# RECORDS FOR THIS EXERCISE:
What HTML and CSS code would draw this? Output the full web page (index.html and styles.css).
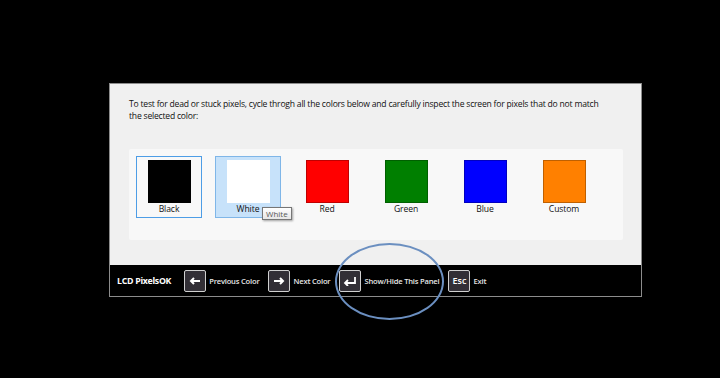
FILE: index.html
```html
<!DOCTYPE html>
<html>
<head>
    <meta charset="utf-8">
    <title>LCD PixelsOK</title>
    <link rel="stylesheet" href="styles.css">
</head>
<body>
    <div class="panel">
        <div class="content">
            <p class="intro">To test for dead or stuck pixels, cycle throgh all the colors below and carefully inspect the screen for pixels that do not match<br>the selected color:</p>
            <div class="colors">
                <div class="tile selected">
                    <div class="swatch" style="background: #000000;"></div>
                    <span>Black</span>
                </div>
                <div class="tile hover">
                    <div class="swatch" style="background: #ffffff; border-color: #ffffff;"></div>
                    <span>White</span>
                    <div class="tooltip">White</div>
                </div>
                <div class="tile">
                    <div class="swatch" style="background: #ff0000;"></div>
                    <span>Red</span>
                </div>
                <div class="tile">
                    <div class="swatch" style="background: #007f00;"></div>
                    <span>Green</span>
                </div>
                <div class="tile">
                    <div class="swatch" style="background: #0000ff;"></div>
                    <span>Blue</span>
                </div>
                <div class="tile">
                    <div class="swatch" style="background: #ff8000;"></div>
                    <span>Custom</span>
                </div>
            </div>
        </div>
        <div class="bar">
            <strong class="title">LCD PixelsOK</strong>
            <span class="key">
                <svg width="12" height="8" viewBox="0 0 12 8"><path d="M2 4 H11 M5 1 L2 4 L5 7" fill="none" stroke="#fff" stroke-width="2"/></svg>
            </span><span class="label">Previous Color</span>
            <span class="key">
                <svg width="12" height="8" viewBox="0 0 12 8"><path d="M1 4 H10 M7 1 L10 4 L7 7" fill="none" stroke="#fff" stroke-width="2"/></svg>
            </span><span class="label">Next Color</span>
            <span class="key">
                <svg width="14" height="10" viewBox="0 0 14 10"><path d="M12 1 V7 H2 M5 4 L2 7 L5 10" fill="none" stroke="#fff" stroke-width="1.8"/></svg>
            </span><span class="label">Show/Hide This Panel</span>
            <span class="key esc">Esc</span><span class="label">Exit</span>
        </div>
    </div>
    <div class="ring"></div>
</body>
</html>
```

FILE: styles.css
```css
body
{
	margin: 0;
	background-color: #000;
	font-family: "Open Sans", "Noto Sans", sans-serif;
	width: 720px;
	height: 378px;
	position: relative;
	overflow: hidden;
}

div.panel
{
	margin: 83px 0 0 109px;
	width: 531px;
	border: 1px solid #8c8c8c;
	background-color: #f0f0f0;
}

div.content
{
	height: 181px;
	padding: 14px 16px 0 19px;
	box-sizing: border-box;
}

p.intro
{
	margin: 0;
	font-size: 8.6px;
	line-height: 12px;
	letter-spacing: -0.22px;
	white-space: nowrap;
	color: #111;
}

div.colors
{
	margin-top: 27px;
	width: 494px;
	height: 91px;
	background-color: #f8f8f8;
	border-radius: 2px;
	padding: 7px;
	box-sizing: border-box;
	display: flex;
	gap: 13px;
}

div.tile
{
	position: relative;
	width: 66px;
	height: 62px;
	box-sizing: border-box;
	border: 1px solid transparent;
	padding-top: 3px;
	display: flex;
	flex-direction: column;
	align-items: center;
}

div.tile.selected
{
	border-color: #4d9de6;
}

div.tile.hover
{
	background-color: #c7e2fa;
	border-color: #7fb6e8;
}

div.swatch
{
	width: 43px;
	height: 43px;
	box-sizing: border-box;
	border: 1px solid rgba(0, 0, 0, 0.25);
}

div.tile span
{
	font-size: 8.6px;
	line-height: 12px;
	letter-spacing: -0.1px;
	color: #111;
}

div.tooltip
{
	position: absolute;
	left: 46px;
	top: 50px;
	padding: 0 3px;
	height: 13px;
	line-height: 12px;
	font-size: 8px;
	color: #575757;
	background: linear-gradient(#ffffff, #e6e6e6);
	border: 1px solid #767676;
	box-sizing: border-box;
	box-shadow: 1px 1px 2px rgba(0, 0, 0, 0.35);
	z-index: 2;
}

div.bar
{
	height: 31px;
	background-color: #000;
	display: flex;
	align-items: center;
	padding-left: 7px;
	color: #e6e6e6;
}

strong.title
{
	font-size: 8.8px;
	font-weight: 700;
	letter-spacing: -0.3px;
	color: #fff;
	margin-right: 13px;
}

span.key
{
	width: 22px;
	height: 22px;
	box-sizing: border-box;
	border: 1px solid #d0d0d0;
	border-radius: 2px;
	background-color: #322f36;
	color: #fff;
	margin-right: 3px;
	display: flex;
	align-items: center;
	justify-content: center;
}

span.key.esc
{
	font-size: 9px;
	font-weight: 600;
}

span.label
{
	font-size: 7.6px;
	font-weight: 600;
	letter-spacing: -0.2px;
	margin-right: 9px;
}

div.ring
{
	position: absolute;
	left: 335px;
	top: 243px;
	width: 109px;
	height: 77px;
	box-sizing: border-box;
	border: 2.5px solid #6b8fc0;
	border-radius: 50%;
}
```
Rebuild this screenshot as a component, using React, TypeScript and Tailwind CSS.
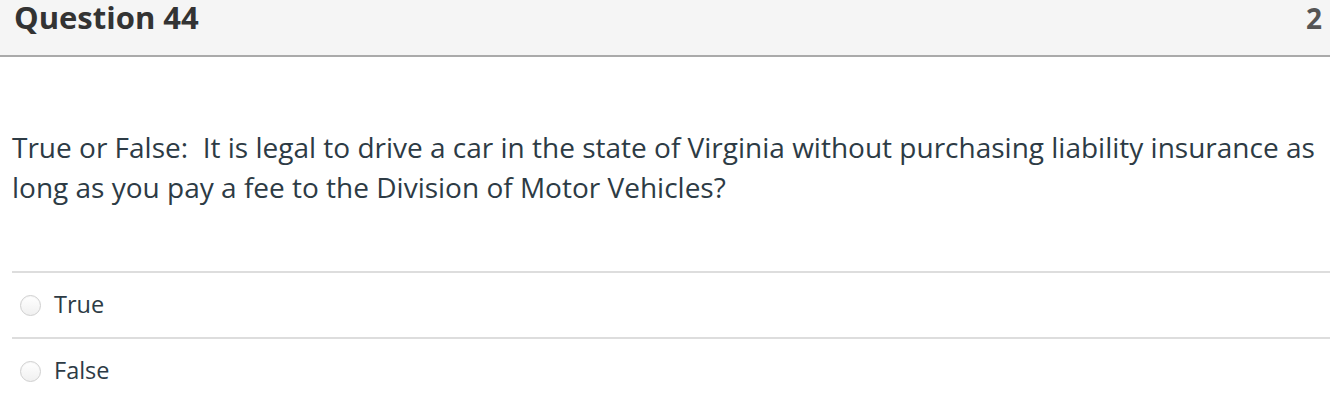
const answers = ["True", "False"];

function Radio() {
  return (
    <span className="inline-block w-[21px] h-[21px] rounded-full border border-[#cfcfcf] bg-gradient-to-b from-[#ffffff] to-[#f0f0f0] shadow-[inset_0_1px_1px_rgba(0,0,0,0.04)] shrink-0" />
  );
}

export default function App() {
  return (
    <div className="w-[1330px] h-[406px] bg-white text-[#2d3b45] font-['Open_Sans',sans-serif] overflow-hidden">
      {/* Header */}
      <div className="h-[57px] bg-[#f5f5f5] border-b-2 border-[#aaaaaa] flex items-baseline justify-between pl-[14px] pr-[8px]">
        <h2 className="text-[31px] font-bold text-[#333333] leading-[34px]">Question 44</h2>
        <span className="text-[28px] font-bold text-[#555555] leading-[34px]">2</span>
      </div>

      {/* Question text */}
      <div className="pl-[12px] pr-[12px] pt-[70px] pb-[64px] text-[28px] leading-[40px] text-[#2d3b45]">
        True or False:&nbsp; It is legal to drive a car in the state of Virginia without purchasing liability insurance as long as you pay a fee to the Division of Motor Vehicles?
      </div>

      {/* Answers */}
      <div className="ml-[12px]">
        {answers.map((a) => (
          <label key={a} className="flex items-center gap-[13px] h-[66px] border-t-2 border-[#dddddd] pl-[8px]">
            <Radio />
            <span className="text-[23.5px] text-[#2d3b45]">{a}</span>
          </label>
        ))}
      </div>
    </div>
  );
}
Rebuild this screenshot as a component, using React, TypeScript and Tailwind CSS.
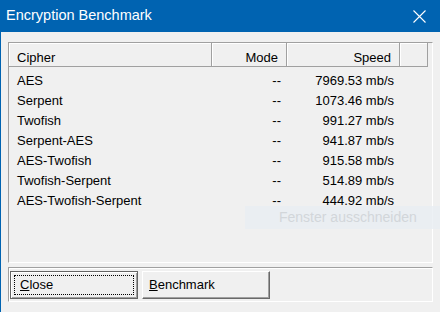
import React from "react";

const rows = [
  { name: "AES", mode: "--", speed: "7969.53 mb/s" },
  { name: "Serpent", mode: "--", speed: "1073.46 mb/s" },
  { name: "Twofish", mode: "--", speed: "991.27 mb/s" },
  { name: "Serpent-AES", mode: "--", speed: "941.87 mb/s" },
  { name: "AES-Twofish", mode: "--", speed: "915.58 mb/s" },
  { name: "Twofish-Serpent", mode: "--", speed: "514.89 mb/s" },
  { name: "AES-Twofish-Serpent", mode: "--", speed: "444.92 mb/s" },
];

const HeaderCell: React.FC<{ w: string; align?: string; children?: React.ReactNode }> = ({ w, align = "text-left", children }) => (
  <div
    className={`${w} ${align} h-full px-[8px] pt-[7px] leading-[15px] border-r border-[#a0a0a0] shadow-[inset_1px_0_0_#fff]`}
  >
    {children}
  </div>
);

const App: React.FC = () => {
  return (
    <div className="relative w-[440px] h-[312px] overflow-hidden bg-[#f0f0f0] border-l border-[#0063b1] font-['Liberation_Sans',Arial,sans-serif] text-[13px] text-black">
      {/* title bar */}
      <div className="h-[32px] bg-[#0063b1] flex items-center justify-between pl-[5px] pr-[14px]">
        <span className="text-white text-[14.5px]">Encryption Benchmark</span>
        <svg width="13" height="13" viewBox="0 0 13 13" className="mt-[1px]">
          <path d="M0.5 0.5 L12.5 12.5 M12.5 0.5 L0.5 12.5" stroke="#fff" strokeWidth="1.1" fill="none" />
        </svg>
      </div>

      <div className="pl-[7px] pt-[10px]">
        {/* list view */}
        <div className="w-[425px] h-[221px] border-t border-l border-[#a0a0a0] border-b border-r border-b-white border-r-white">
          <div className="flex h-[24px] w-[419px] border-b border-[#a0a0a0] shadow-[inset_0_1px_0_#fff]">
            <HeaderCell w="w-[203px]">Cipher</HeaderCell>
            <HeaderCell w="w-[75px]" align="text-right">Mode</HeaderCell>
            <HeaderCell w="w-[113px]" align="text-right">Speed</HeaderCell>
            <HeaderCell w="w-[28px]" />
          </div>
          <div className="pt-[4px]">
            {rows.map((r) => (
              <div key={r.name} className="flex h-[20px] leading-[20px]">
                <div className="w-[203px] pl-[8px]">{r.name}</div>
                <div className="w-[75px] pr-[6px] text-right">{r.mode}</div>
                <div className="w-[113px] pr-[6px] text-right">{r.speed}</div>
              </div>
            ))}
          </div>
        </div>

        {/* button panel */}
        <div className="mt-[4px] w-[425px] h-[35px] border-t border-l border-[#a0a0a0] border-b border-r border-b-white border-r-white shadow-[inset_1px_1px_0_#fff] flex items-center gap-[4px] pl-[1px] pt-[1px]">
          <button className="relative w-[128px] h-[28px] border border-[#646464] bg-[#f0f0f0] shadow-[inset_1px_1px_0_#fff,inset_-1px_-1px_0_#a0a0a0] text-left pl-[9px]">
            <span className="absolute inset-[3px] border border-dotted border-black" />
            <span className="relative"><span className="underline">C</span>lose</span>
          </button>
          <button className="w-[128px] h-[28px] border border-t-white border-l-white border-b-[#696969] border-r-[#696969] bg-[#f0f0f0] shadow-[inset_-1px_-1px_0_#a0a0a0] text-left pl-[6px]">
            <span className="underline">B</span>enchmark
          </button>
        </div>
      </div>

      {/* hover hint overlay */}
      <div className="absolute left-[244px] top-[206px] w-[200px] h-[23px] bg-[#e8eef3]/80 text-[#d2d6da] text-[14px] leading-[23px] pl-[34px]">
        Fenster ausschneiden
      </div>
    </div>
  );
};

export default App;
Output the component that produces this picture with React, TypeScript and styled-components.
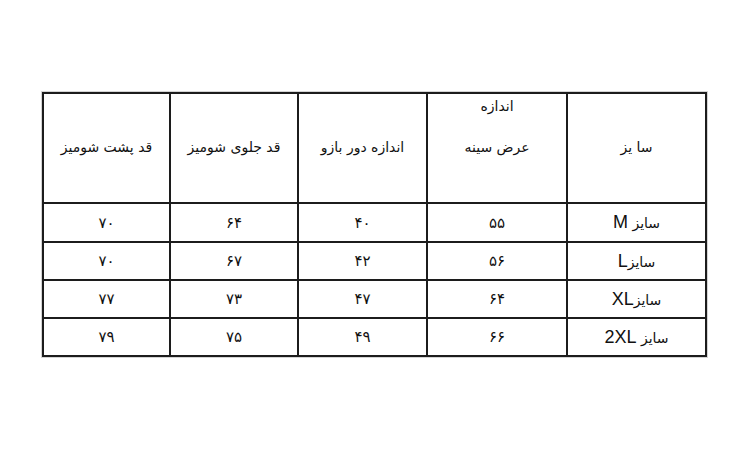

# SET EXERCISE:
Look over the listing. Pull out every line with the string "Output" in it.

# REPLY:
What HTML and CSS code would draw this? Output the full web page (index.html and styles.css).
Output the component that produces this picture with React, TypeScript and styled-components.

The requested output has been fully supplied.